> **Written instruction**:
Pull out every line below holding the word "components".

> **Supplied information**:
-*-*-
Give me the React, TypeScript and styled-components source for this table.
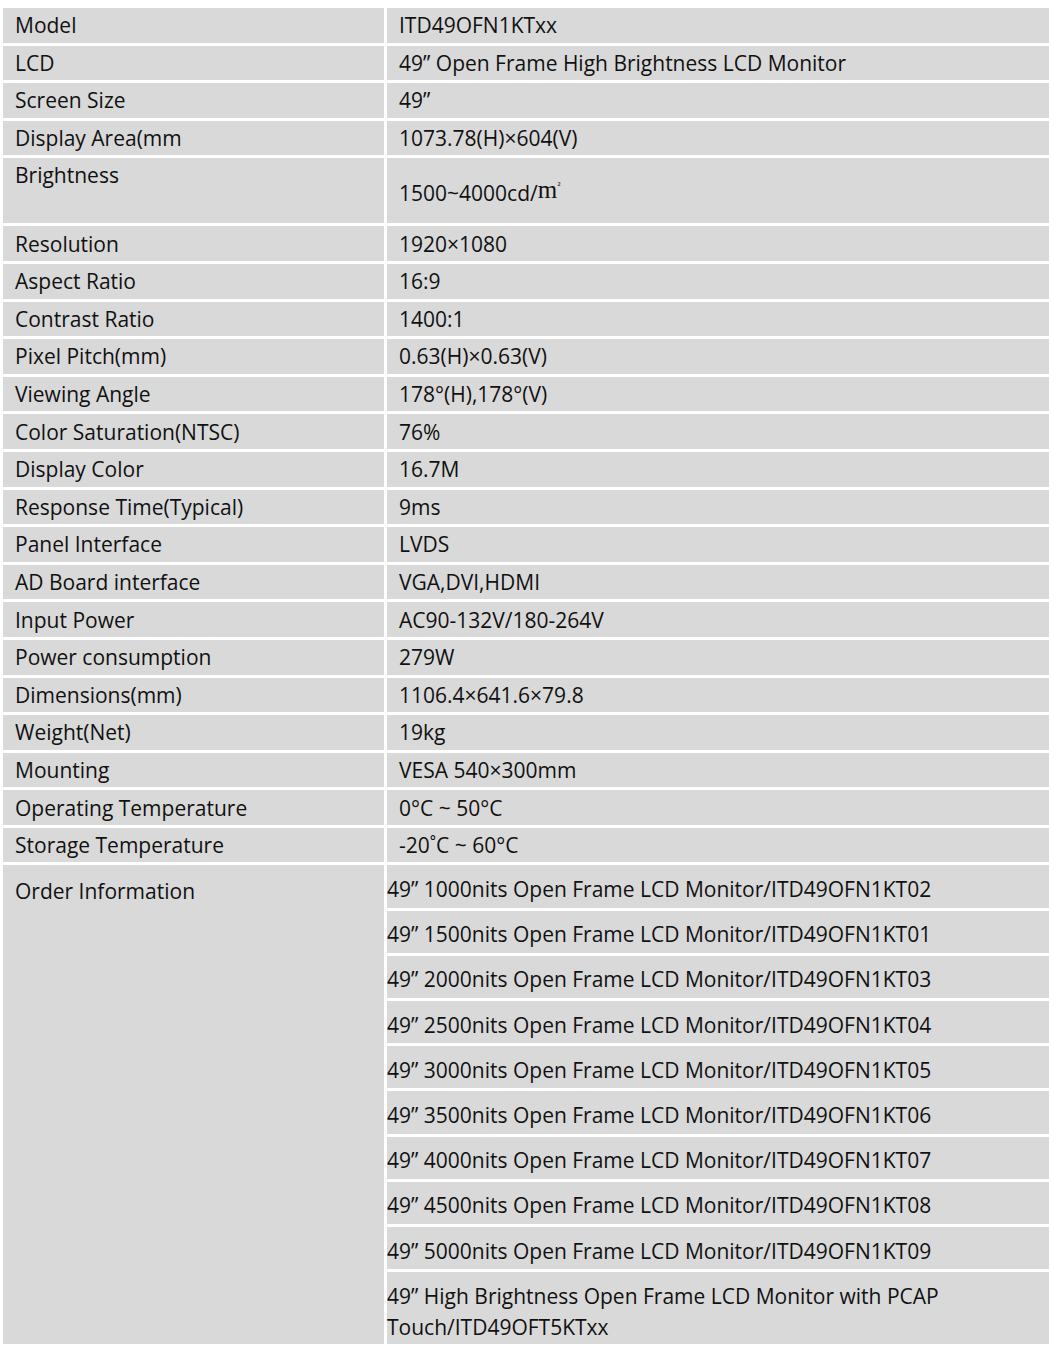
import styled, { createGlobalStyle } from 'styled-components';

const GlobalStyle = createGlobalStyle`
  html, body {
    margin: 0;
    padding: 0;
    background: #ffffff;
    overflow: hidden;
  }
  body {
    font-family: 'Open Sans', 'Liberation Sans', sans-serif;
    color: #111111;
  }
`;

const Page = styled.div`
  width: 1049px;
  padding-top: 5px;
  overflow: hidden;
`;

const Table = styled.table`
  width: 1052px;
  border-collapse: separate;
  border-spacing: 3px;
  table-layout: fixed;
  font-size: 21px;
`;

const Row = styled.tr<{ $height?: number }>`
  height: ${({ $height }) => $height ?? 34.6}px;
`;

const LabelCell = styled.td`
  background: #d9d9d9;
  padding: 0 12px;
  line-height: 26px;
  vertical-align: middle;
  white-space: nowrap;
  box-sizing: border-box;
`;

const TopLabelCell = styled(LabelCell)`
  vertical-align: top;
  padding-top: 4px;
`;

const ValueCell = styled.td`
  background: #d9d9d9;
  padding: 0 12px;
  line-height: 26px;
  vertical-align: middle;
  white-space: nowrap;
  box-sizing: border-box;
`;

const BrightnessCell = styled(ValueCell)`
  padding-top: 4px;
`;

const OrderLabelCell = styled(LabelCell)`
  vertical-align: top;
  padding-top: 13px;
`;

const OrderCell = styled.td<{ $last?: boolean }>`
  background: #d9d9d9;
  padding: ${({ $last }) => ($last ? '9px 0 1px' : '6px 0 0')};
  line-height: 31px;
  vertical-align: middle;
  box-sizing: border-box;
`;

const Unit = styled.span`
  font-family: 'Liberation Serif', 'DejaVu Serif', serif;
  font-size: 25px;
  position: relative;
  top: -3px;
`;

const Sup = styled.sup`
  font-size: 11px;
  vertical-align: top;
  position: relative;
  top: -5px;
`;

const specs: [string, string][] = [
  ['Resolution', '1920×1080'],
  ['Aspect Ratio', '16:9'],
  ['Contrast Ratio', '1400:1'],
  ['Pixel Pitch(mm)', '0.63(H)×0.63(V)'],
  ['Viewing Angle', '178°(H),178°(V)'],
  ['Color Saturation(NTSC)', '76%'],
  ['Display Color', '16.7M'],
  ['Response Time(Typical)', '9ms'],
  ['Panel Interface', 'LVDS'],
  ['AD Board interface', 'VGA,DVI,HDMI'],
  ['Input Power', 'AC90-132V/180-264V'],
  ['Power consumption', '279W'],
  ['Dimensions(mm)', '1106.4×641.6×79.8'],
  ['Weight(Net)', '19kg'],
  ['Mounting', 'VESA 540×300mm'],
  ['Operating Temperature', '0°C ~ 50°C'],
  ['Storage Temperature', '-20˚C ~ 60°C'],
];

const orders = [
  '1000nits Open Frame LCD Monitor/ITD49OFN1KT02',
  '1500nits Open Frame LCD Monitor/ITD49OFN1KT01',
  '2000nits Open Frame LCD Monitor/ITD49OFN1KT03',
  '2500nits Open Frame LCD Monitor/ITD49OFN1KT04',
  '3000nits Open Frame LCD Monitor/ITD49OFN1KT05',
  '3500nits Open Frame LCD Monitor/ITD49OFN1KT06',
  '4000nits Open Frame LCD Monitor/ITD49OFN1KT07',
  '4500nits Open Frame LCD Monitor/ITD49OFN1KT08',
  '5000nits Open Frame LCD Monitor/ITD49OFN1KT09',
];

export default function App() {
  return (
    <Page>
      <GlobalStyle />
      <Table>
        <colgroup>
          <col style={{ width: 381 }} />
          <col />
        </colgroup>
        <tbody>
          <Row>
            <LabelCell>Model</LabelCell>
            <ValueCell>ITD49OFN1KTxx</ValueCell>
          </Row>
          <Row>
            <LabelCell>LCD</LabelCell>
            <ValueCell>49” Open Frame High Brightness LCD Monitor</ValueCell>
          </Row>
          <Row>
            <LabelCell>Screen Size</LabelCell>
            <ValueCell>49”</ValueCell>
          </Row>
          <Row>
            <LabelCell>Display Area(mm</LabelCell>
            <ValueCell>1073.78(H)×604(V)</ValueCell>
          </Row>
          <Row $height={65}>
            <TopLabelCell>Brightness</TopLabelCell>
            <BrightnessCell>
              1500~4000cd/<Unit>m<Sup>²</Sup></Unit>
            </BrightnessCell>
          </Row>
          {specs.map(([label, value]) => (
            <Row key={label}>
              <LabelCell>{label}</LabelCell>
              <ValueCell>{value}</ValueCell>
            </Row>
          ))}
          {orders.map((item, i) => (
            <Row key={item} $height={42.2}>
              {i === 0 && <OrderLabelCell rowSpan={10}>Order Information</OrderLabelCell>}
              <OrderCell>49” {item}</OrderCell>
            </Row>
          ))}
          <Row $height={66}>
            <OrderCell $last>
              49” High Brightness Open Frame LCD Monitor with PCAP
              <br />
              Touch/ITD49OFT5KTxx
            </OrderCell>
          </Row>
        </tbody>
      </Table>
    </Page>
  );
}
-*-*-
> **Task answer**:
Give me the React, TypeScript and styled-components source for this table.
import styled, { createGlobalStyle } from 'styled-components';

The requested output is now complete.